By JOHN L. SLOAN
It was a good summer. Hot but not so dry they could not find water. Browse was plentiful and nutritious. On the occasional cool, foggy mornings, they grazed late in the fields. Bucks still in velvet, joined fawns, does and even turkeys enjoying the taste of autumn and the dew on the grasses. In the afternoon, the does and fawns browsed and bedded in the field edges, fleeing only when approached too close. Summer was good and they entered the early fall fat and sleek.
As the first hints of the coming frosts and freezes tinged the mornings, the acorns began to fall. The trees, mostly red oak were scattered but the nuts were big and nutritious and they fed heavily on them. The odd persimmon held a bounty of fruit and they fed on those.

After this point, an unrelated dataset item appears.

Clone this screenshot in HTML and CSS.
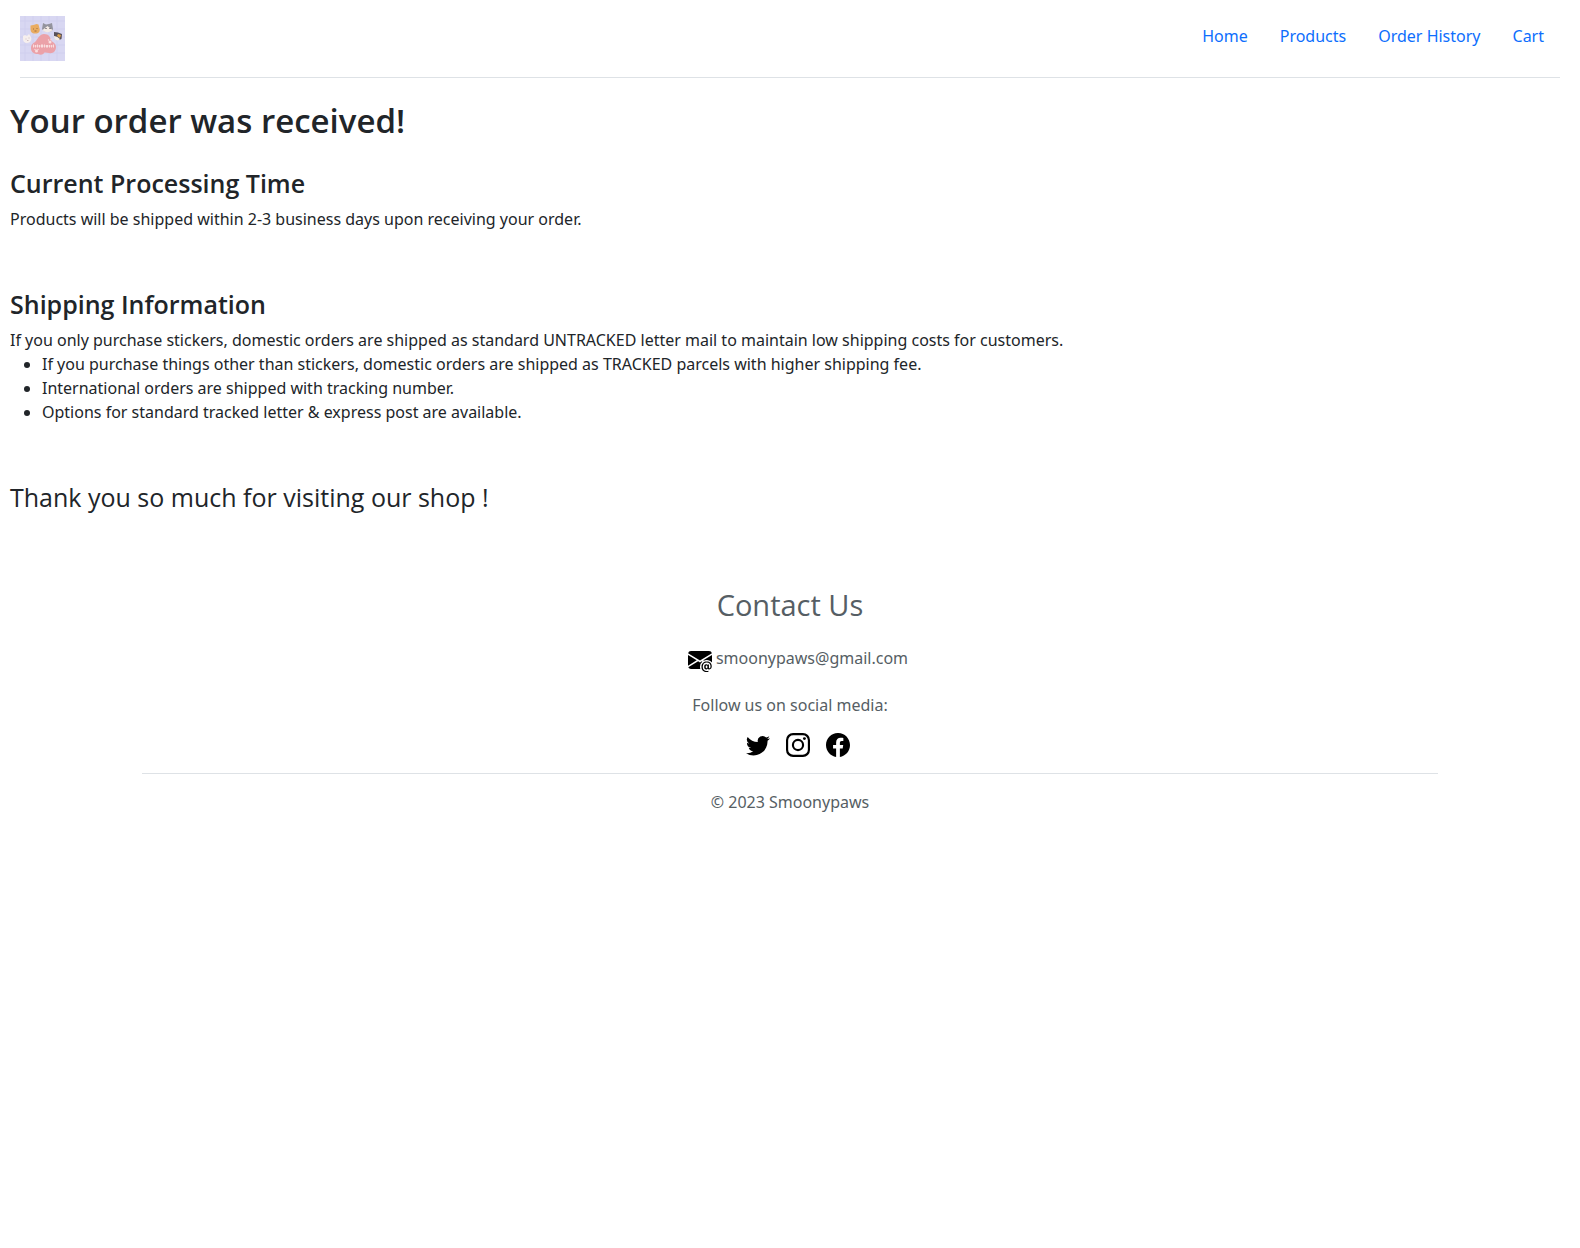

The velvet was now gone from their antlers and they played and sparred often as they moved in their bachelor groups. The does and fawns, now minus most of their spots, fed more widely separated. The does no longer had to watch every move the fawns made and the naturally curious female fawns began to be less trusting and now inherited some of the wariness of their brothers.
The deer moved through woods, tasting the fresh-fallen maple leaves, gold preferred over red and filled their paunches with greenbriar and honey suckle when they could not find acorns. They began to stay more in the woods while the turkeys still made their morning trips to the fields.
Now came the time of parting. The bachelor groups broke up and the dominant bucks began to range farther, not only in their summer territories but also into new territories. That meant crossing more roads and not always making it safely across. It meant sometimes not so friendly encounters with other bucks. Not serious fighting yet however, behavior that is certainly more aggressive.
As the golden days of October, punctuated by brisk mornings and cold evenings began to change, so did the woods. Mother Nature began to change her clothes from summer to winter dress and so changed the deer herd.
I leave tomorrow for the long anticipated elk hunt in Colorado. Were I not going to the mountains, you can bet I would be somewhere in the deer woods here in Wilson County.
This is the most beautiful time of the year to be in the hardwoods. For we who call ourselves hunters, it may also be the most productive. Late October is my time of year.
We are three to four weeks ahead of the peak of our deer rut. The dynamics of the deer herd have changed. The bucks are at a time that I consider better than the rut. I call it the looking/seeking phase. The bucks are not yet actively chasing does but they are looking for them. They want to know where they will be and more importantly, they want to know where the older, more mature does will be. Those does will come into estrous first.
The smart hunter also wants to know this and now is the time he is most likely to have a chance at the not yet wary mature buck. Often it will be one has never seen before.
Once the guns begin to sound, the bucks will get sneaky and extra smart. Now…right now, is the time to ambush the calm, moving buck and on many days, mid-morning is the prime time to do just that.
Were I not chasing elk through the Sangre de Cristo Mountains, you can bet that every morning around 10, I would still be in my treestand or in a good ground blind.
If that is, I still had any interest in killing a mature whitetail buck. So good luck to you, I have a plane to catch.
UPDATE -- Colorado trip canceled
In last week’s column, I wrote about my upcoming trip to Colorado to hunt elk. I have had to cancel that hunt. As bad as I hate to admit it, I am not physically able to handle that type of hunt.
I made the decision last week after a deer hunt here one morning. It was not a special hunt. So far this year I have killed three deer and gotten along just fine.
However, one day last week, after a couple hours in the stand, I climbed down and decided to take a short walk and just look around. It was nothing strenuous but I found I had to lie down for a few minutes before walking back to the truck.
That told me I have no business fooling around in the mountains chasing elk.
So, the Middle Tennessee deer had better watch out. I am getting serious about now.